Question

Assume that the readings on the thermometers are normally idistributed with a mean of 0◦ and a standard deviation of 1.00◦C. Find P25, the 25th percentile. This is the temperature reading separating the bottom 25 % from the top 75 %

Answer 1

Answer:

This temperature reading is -0.675ºC.

Step-by-step explanation:

Problems of normally distributed samples can be solved using the z-score formula.

In a set with mean $\mu$ and standard deviation $\sigma$, the zscore of a measure X is given by:

$Z = \frac{X - \mu}{\sigma}$

The Z-score measures how many standard deviations the measure is from the mean. After finding the Z-score, we look at the z-score table and find the p-value associated with this z-score. This p-value is the probability that the value of the measure is smaller than X, that is, the percentile of X. Subtracting 1 by the pvalue, we get the probability that the value of the measure is greater than X.
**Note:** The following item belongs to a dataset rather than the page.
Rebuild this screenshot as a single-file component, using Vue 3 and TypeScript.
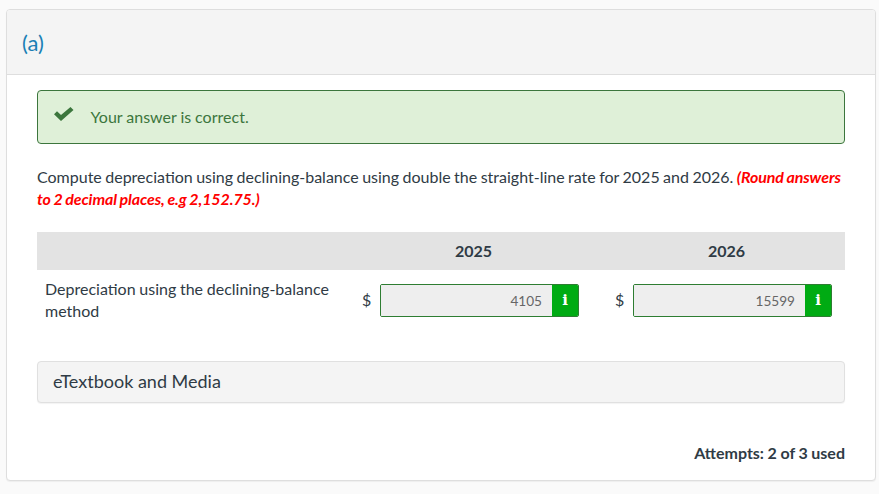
<script setup lang="ts">
interface Answer {
  year: string;
  value: string;
}

const answers: Answer[] = [
  { year: "2025", value: "4105" },
  { year: "2026", value: "15599" },
];
</script>

<template>
  <div class="page">
    <div class="card">
      <div class="card-header">(a)</div>
      <div class="card-body">
        <div class="alert">
          <svg class="check" viewBox="0 0 20 16" width="20" height="16">
            <path d="M0 9.2 L3 6.2 L7 10 L16.5 2 L19.5 5 L7 16 Z" fill="#3c763d" />
          </svg>
          <span>Your answer is correct.</span>
        </div>

        <p class="question">
          Compute depreciation using declining-balance using double the straight-line rate for 2025 and 2026.
          <em>(Round answers to 2 decimal places, e.g 2,152.75.)</em>
        </p>

        <div class="table-head">
          <div class="label-col"></div>
          <div v-for="a in answers" :key="a.year" class="year-col">{{ a.year }}</div>
        </div>
        <div class="table-row">
          <div class="label-col row-label">Depreciation using the declining-balance method</div>
          <div v-for="a in answers" :key="a.year" class="year-col answer">
            <span class="dollar">$</span>
            <div class="input-group">
              <div class="input">{{ a.value }}</div>
              <div class="info">i</div>
            </div>
          </div>
        </div>

        <div class="media">eTextbook and Media</div>

        <div class="attempts">Attempts: 2 of 3 used</div>
      </div>
    </div>
  </div>
</template>

<style>
html,
body {
  margin: 0;
  background: #fafafa;
}
</style>

<style scoped>
.page {
  width: 879px;
  height: 494px;
  box-sizing: border-box;
  padding: 9px 3px 0 6px;
  font-family: Lato, "Open Sans", sans-serif;
  color: #2f3b45;
  overflow: hidden;
}

.card {
  width: 870px;
  height: 472px;
  box-sizing: border-box;
  background: #fff;
  border: 1px solid #dedede;
  border-radius: 4px;
  box-shadow: 0 1px 1px rgba(0, 0, 0, 0.05);
}

.card-header {
  height: 65px;
  box-sizing: border-box;
  padding: 21px 15px 0;
  background: #f4f4f4;
  border-bottom: 1px solid #dedede;
  border-radius: 3px 3px 0 0;
  color: #1a7fb5;
  font-size: 22px;
  line-height: 24px;
}

.card-body {
  padding: 15px 30px 0;
}

.alert {
  height: 54px;
  box-sizing: border-box;
  display: flex;
  align-items: flex-start;
  background: #dff0d8;
  border: 1px solid #3c763d;
  border-radius: 4px;
  color: #3c763d;
  font-size: 16px;
  line-height: 24px;
  padding: 14px 0 0 16px;
}

.check {
  margin: 0 16.5px 0 0;
}

.alert span {
  word-spacing: -0.4px;
  letter-spacing: 0.05px;
}

.question {
  margin: 22px 0 0;
  font-size: 16px;
  line-height: 22px;
  word-spacing: -0.65px;
}

.question em {
  color: #f00;
  font-weight: 700;
  letter-spacing: -0.1px;
  word-spacing: -0.8px;
}

.table-head {
  display: flex;
  align-items: center;
  height: 38px;
  box-sizing: border-box;
  margin-top: 22px;
  padding: 0 0 2px 1px;
  background: #e3e3e3;
  font-weight: 700;
  font-size: 16px;
}

.label-col {
  width: 309px;
  flex: none;
  box-sizing: border-box;
  padding-left: 8px;
}

.year-col {
  width: 253px;
  flex: none;
  text-align: center;
}

.table-row {
  display: flex;
  align-items: center;
  margin-top: 9px;
  height: 43px;
}

.row-label {
  font-size: 16px;
  line-height: 22px;
  word-spacing: -0.4px;
  margin-top: -2px;
}

.answer {
  display: flex;
  align-items: center;
  box-sizing: border-box;
  padding: 0 20px 0 16px;
  font-size: 16px;
  text-align: left;
}

.dollar {
  width: 18px;
  flex: none;
  margin-top: -2px;
}

.input-group {
  flex: 1;
  display: flex;
  height: 33px;
  box-sizing: border-box;
  border: 1px solid #2e7d32;
  border-radius: 2px;
  overflow: hidden;
}

.input {
  flex: 1;
  background: #eee;
  color: #666;
  text-align: right;
  font-size: 13.6px;
  line-height: 33px;
  padding-right: 10px;
}

.info {
  width: 26px;
  background: #00ab13;
  color: #fff;
  text-align: center;
  font-family: "DejaVu Serif", serif;
  font-weight: 700;
  font-size: 15px;
  line-height: 30px;
}

.media {
  height: 42px;
  box-sizing: border-box;
  margin-top: 39px;
  padding-left: 15px;
  background: #f4f4f4;
  border: 1px solid #e0e0e0;
  border-radius: 4px;
  box-shadow: 0 1px 1px rgba(0, 0, 0, 0.05);
  font-size: 18px;
  line-height: 39px;
}

.attempts {
  margin-top: 39px;
  text-align: right;
  font-weight: 700;
  font-size: 16px;
  line-height: 22px;
  word-spacing: -0.3px;
}
</style>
In this problem, we have that:

Assume that the readings on the thermometers are normally distributed with a mean of 0◦ and a standard deviation of 1.00◦C. This means that $\mu = 0, \sigma = 1$

Find P25, the 25th percentile.

This is the value of X when Z has a pvalue of 0.25. So we use $Z = -0.675$, since this happens between $Z = -0.67$ and $Z = -0.68$.

$Z = \frac{X - \mu}{\sigma}$

$-0.675 = \frac{X - 0}{1}$

$X = -0.675$

This temperature reading is -0.675ºC.